More worrying for me, as a student of 19th century church history, was the fact that is rather swiftly became apparent that Pinto elevated certain Victorian speculations about Jesuits, and certain Victorian historians, to a status of practical infallibility.

A friend directed me to Mr. Pinto's post-debate analysis/declaration of victory, in which I was disturbed, but not overly surprised, to read this phrase:
" The historic oracles of the 19th century were rejected in favor of White’s revisionist ideas of Church history."
Now that worries me for this reason: who decided that Wylie et al were "oracles"? Who made them a sort of "canon". I do not use the term to indicate inspiration, but in its strict sense of a rule by which all else is to be tested, because make no mistake, that is what Pinto has made them. And that is the undoing of all of his theories. No historian, however orthodox his theology, however good his research, is to be set up as an "oracle". No church historian speaks that way. All history is to be subject to revision if more data emerges on the issues at stake. The reality is that while J.A. Wylie was a very able man, he died in 1890, and many documents that were unavailable to him and his contemporaries are now freely available.

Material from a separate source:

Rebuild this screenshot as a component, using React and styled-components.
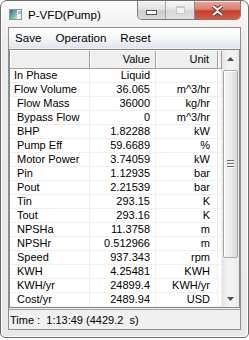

Now, I do not know which historian(s) Pinto relies upon for his statement concerning the Oxford Movement, "...the Oxford Movement which was the aggressive effort of Rome to reclaim England for the Pope" I suspect that he is relying on works such as Walter Walsh's The Secret History of the Oxford Movement, first published in 1898. It was suggested in some of these works that whilst Newman openly converted to Rome in 1845, in fact he had secretly become a Roman Catholic over ten years earlier on a visit to Rome in 1833, and that from 1833 until 1845 he had been a secret Jesuit agent working in the University of Oxford. It is important to remember that in the 1830s Roman Catholicism in the United Kingdom was still subject to certain restrictions, and many people regarded it as a foreign aggressor that wanted to take control of the state and bring back the execution of Protestants.

It is also however vital to point out that since Newman's death in 1890 no evidence has been discovered that would indicate a secret allegiance to the Papacy dating back to 1833, much less secret membership of the Jesuit order. Newman, after crossing the Tiber, joined the Oratorians, an entirely different religious order, and for much of his career in the Roman church was sidelined. There is in fact no reason to doubt that Newman's own account of his religious opinions and their changes given in the Apologia Pro Vita Sua is generally accurate, and any errors in it are lapses of the writer's memory rather than deliberate deception.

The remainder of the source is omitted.